The thing that struck me the most about the Space Monkeys as they emerge from the fighting basements as militant operatives, is that, while this played as whacky comedy in 1999 but increasingly has come to resemble ultra-right men's movements around the world. In the U.S.A. alone, the new decade has featured the raising of the profile of extremist groups who recruit from the disaffected, the majorities who cry victim, anyone weakened by the turning world of capitalism, Nazis, Incels, barely veiled fascists. Tyler Durden's soliloquy about returning to killing your own food and dressing in its skins feeds straight into the vein of fantasists. The film presents this as delusional (I'm not going to spoil quite how) but if you're watching and hearing the bits you want to hear ...

I can recall, early the following year, hearing of midnight screenings of Fight Club at local art house cinemas and immediately thought: the first cult movie of the century is for a real cult. Really, though, I have no idea; it might well have been some of those support groups going along to feel communal. I do know the thought amused rather than frightened me.

Perhaps I've just ranted here. I should close with some appreciation of the film itself. David Fincher had more than proved himself equal to the task of producing thrilling cinema with the likes of Seven up his sleeve. Fight Club is a marvel of constant information feed with subliminal flashes both alluded to in the screenplay and demonstrated on screen, as well as a sales catalogue of cheeky sleights, audio cues, pop culture references ("run, Forest, run!") and contemporary culture canniness. While some music cues are obvious, most of the score rests below the action as an endless carpet of trip-hop flavoured cool. The ironic use of the Pixies track in the finale is as perfectly judged as the opening rush through the brain under the opening titles. Everything visual, from lighting effects, colour timing, crank speed seems judged frame by frame to both appear deliberate and unnoticeable. Fincher's M.O. to stuff as much as he could into the confines of the screen and the air that the speaker system moves.

But there's something else I noticed this time. My resolutely ok home system more than acquitted itself in this latest screening but I understood something this time that I hadn't before. Fight Club was made for cinema viewing, for crowds of strangers in the dark connecting through belly laughs and gasps. On the screen as the projected film did display the "cigarette burn" indicators of the ends of reels you were free to notice the meta reference. The office is paper heavy in a way that real offices already were not. It's another film from the '90s which would be changed by mobile phones. The Y2K issue was at its eleventh hour yet not alluded to in the story (which might have solved a lot of problems for the Space Monkey campaigns). For a film that encouraged the use of its techniques into the future, Fight Club is yet a farewell to the era about to end with the old century.

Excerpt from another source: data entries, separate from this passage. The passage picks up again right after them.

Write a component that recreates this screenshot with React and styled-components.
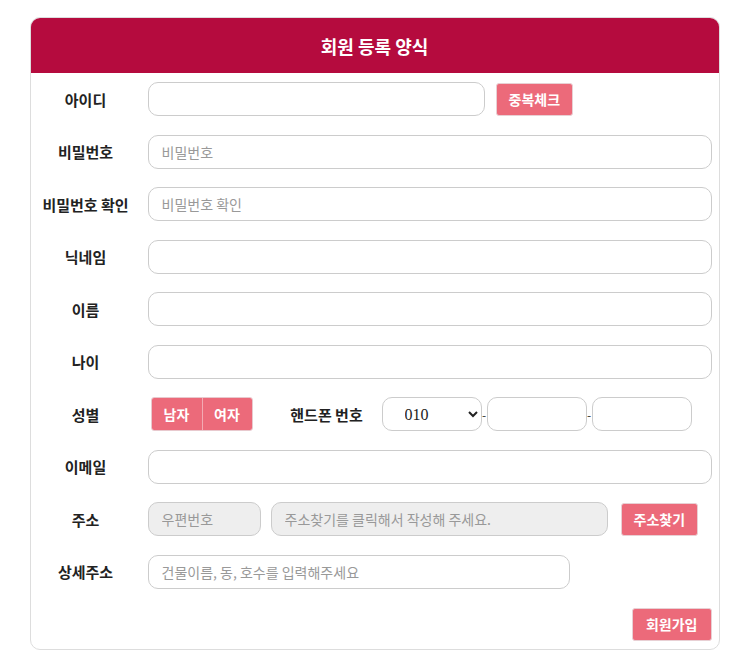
import styled, { createGlobalStyle } from 'styled-components';

const GlobalStyle = createGlobalStyle`
  body {
    margin: 8px;
    background: #fff;
    font-family: 'Noto Sans CJK KR', 'Noto Sans', sans-serif;
    color: #222;
  }
`;

const Card = styled.div`
  width: 688px;
  margin: 9px auto 0;
  border: 1px solid #ddd;
  border-radius: 10px;
  overflow: hidden;
  background: #fff;
`;

const Header = styled.div`
  height: 55px;
  background: #b50b3e;
  color: #fff;
  font-size: 18px;
  font-weight: 700;
  display: flex;
  align-items: center;
  justify-content: center;
`;

const Form = styled.form`
  display: flex;
  flex-direction: column;
  gap: 18.5px;
  padding: 9px 7px 8px 0;
`;

const Row = styled.div`
  display: flex;
  align-items: center;
  height: 34px;
`;

const Label = styled.label`
  width: ${(p) => p.$w || 110}px;
  flex-shrink: 0;
  text-align: center;
  font-size: 15px;
  font-weight: 700;
  color: #222;
  margin-right: ${(p) => p.$mr ?? 7}px;
`;

const Input = styled.input`
  box-sizing: border-box;
  height: 34px;
  width: ${(p) => (p.$w ? `${p.$w}px` : 'auto')};
  flex: ${(p) => (p.$w ? '0 0 auto' : '1')};
  border: 1px solid #ccc;
  border-radius: 10px;
  padding: 0 13px;
  font-family: 'Noto Sans CJK KR', sans-serif;
  font-size: 14px;
  background: ${(p) => (p.$gray ? '#eee' : '#fff')};
  outline: none;
  &::placeholder {
    color: #999;
  }
`;

const Button = styled.button`
  height: 33px;
  padding: 0 ${(p) => p.$px || 12}px;
  background: #ec6a7a;
  color: #fff;
  border: 1px solid #e8d0d4;
  border-radius: 3px;
  font-family: 'Noto Sans CJK KR', sans-serif;
  font-size: 14px;
  font-weight: 700;
  cursor: pointer;
`;

const Toggle = styled.div`
  display: flex;
  margin-left: 3px;
  border-radius: 3px;
  overflow: hidden;
  border: 1px solid #e8c9ce;
`;

const ToggleBtn = styled.button`
  width: 50px;
  height: 32px;
  background: #ec6a7a;
  color: #fff;
  border: none;
  border-left: ${(p) => (p.$first ? 'none' : '1px solid #f3aab3')};
  font-family: 'Noto Sans CJK KR', sans-serif;
  font-size: 14px;
  font-weight: 700;
  padding: 0;
`;

const Select = styled.select`
  box-sizing: border-box;
  width: 100px;
  height: 34px;
  border: 1px solid #ccc;
  border-radius: 10px;
  padding: 0 0 0 18px;
  font-family: 'Liberation Serif', serif;
  font-size: 16px;
  background: #fff;
  color: #222;
`;

const Dash = styled.span`
  width: 5px;
  text-align: center;
  font-size: 12px;
  color: #333;
`;

const Footer = styled.div`
  display: flex;
  justify-content: flex-end;
  height: 34px;
  align-items: center;
`;

export default function App() {
  return (
    <>
      <GlobalStyle />
      <Card>
        <Header>회원 등록 양식</Header>
        <Form onSubmit={(e) => e.preventDefault()}>
          <Row>
            <Label>아이디</Label>
            <Input $w={337} />
            <Button type="button" style={{ marginLeft: 11 }}>중복체크</Button>
          </Row>
          <Row>
            <Label>비밀번호</Label>
            <Input type="password" placeholder="비밀번호" />
          </Row>
          <Row>
            <Label>비밀번호 확인</Label>
            <Input type="password" placeholder="비밀번호 확인" />
          </Row>
          <Row>
            <Label>닉네임</Label>
            <Input />
          </Row>
          <Row>
            <Label>이름</Label>
            <Input />
          </Row>
          <Row>
            <Label>나이</Label>
            <Input />
          </Row>
          <Row>
            <Label>성별</Label>
            <Toggle>
              <ToggleBtn type="button" $first>남자</ToggleBtn>
              <ToggleBtn type="button">여자</ToggleBtn>
            </Toggle>
            <Label $w={110} $mr={0} style={{ marginLeft: 19 }}>핸드폰 번호</Label>
            <Select defaultValue="010">
              <option>010</option>
              <option>011</option>
              <option>016</option>
            </Select>
            <Dash>-</Dash>
            <Input $w={100} />
            <Dash>-</Dash>
            <Input $w={100} />
          </Row>
          <Row>
            <Label>이메일</Label>
            <Input type="email" />
          </Row>
          <Row>
            <Label>주소</Label>
            <Input $w={113} $gray placeholder="우편번호" readOnly />
            <Input $w={337} $gray placeholder="주소찾기를 클릭해서 작성해 주세요." readOnly style={{ marginLeft: 10 }} />
            <Button type="button" style={{ marginLeft: 13 }} $px={12}>주소찾기</Button>
          </Row>
          <Row>
            <Label>상세주소</Label>
            <Input $w={422} placeholder="건물이름, 동, 호수를 입력해주세요" />
          </Row>
          <Footer>
            <Button type="submit" $px={13}>회원가입</Button>
          </Footer>
        </Form>
      </Card>
    </>
  );
}
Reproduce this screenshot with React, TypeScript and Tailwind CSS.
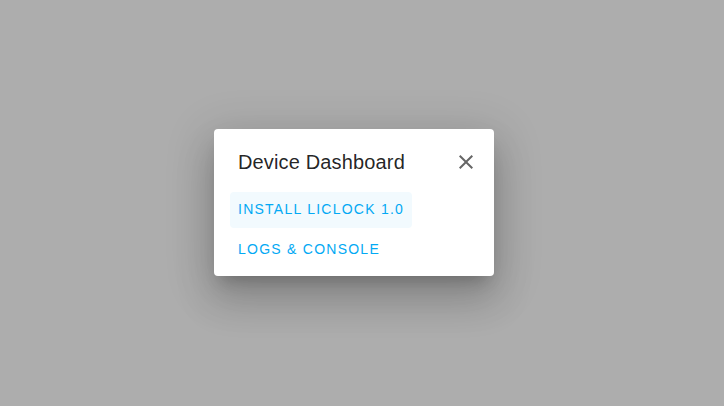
import React from "react";

export default function App() {
  return (
    <div className="flex h-[406px] w-[724px] items-center justify-center bg-[#adadad] pb-[2px] pr-[16px] font-['Liberation_Sans',Arial,sans-serif]">
      <div className="flex w-[280px] flex-col rounded-[4px] bg-white pb-[8px] shadow-[0_11px_15px_-7px_rgba(0,0,0,0.2),0_24px_38px_3px_rgba(0,0,0,0.14),0_9px_46px_8px_rgba(0,0,0,0.12)]">
        <div className="flex h-[63px] items-start justify-between pl-[24px] pr-[16px] pt-[20px]">
          <span className="text-[20px] leading-[26px] tracking-[0.15px] text-[rgba(0,0,0,0.87)]">
            Device Dashboard
          </span>
          <svg width="24" height="24" viewBox="0 0 24 24" className="mt-[1px] fill-[#666]">
            <path d="M19 6.41 17.59 5 12 10.59 6.41 5 5 6.41 10.59 12 5 17.59 6.41 19 12 13.41 17.59 19 19 17.59 13.41 12z" />
          </svg>
        </div>
        <div className="flex flex-col items-start gap-[4px] px-[16px]">
          <button className="h-[36px] rounded-[4px] bg-[#f2fafe] px-[8px] text-[14px] font-medium uppercase tracking-[1.25px] text-[#03a9f4]">
            Install LiClock 1.0
          </button>
          <button className="h-[36px] rounded-[4px] px-[8px] text-[14px] font-medium uppercase tracking-[1.25px] text-[#03a9f4]">
            Logs &amp; Console
          </button>
        </div>
      </div>
    </div>
  );
}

The film gave the leading trio of Brad Pitt, Edward Norton and Helena Bonham Carter signature roles that they could retire on. At the time, these were absorbed by filmgoers as a kind of comedy group as their performances were so effectively funny. That is not forgotten about Fight Club. While it is never quite promoted as a comedy, nor is it sold as a political thriller. Either might serve but in a year of genre bending and breaking it worked on its own terms as a display of cinematic virtuosity and a bloody funny satire.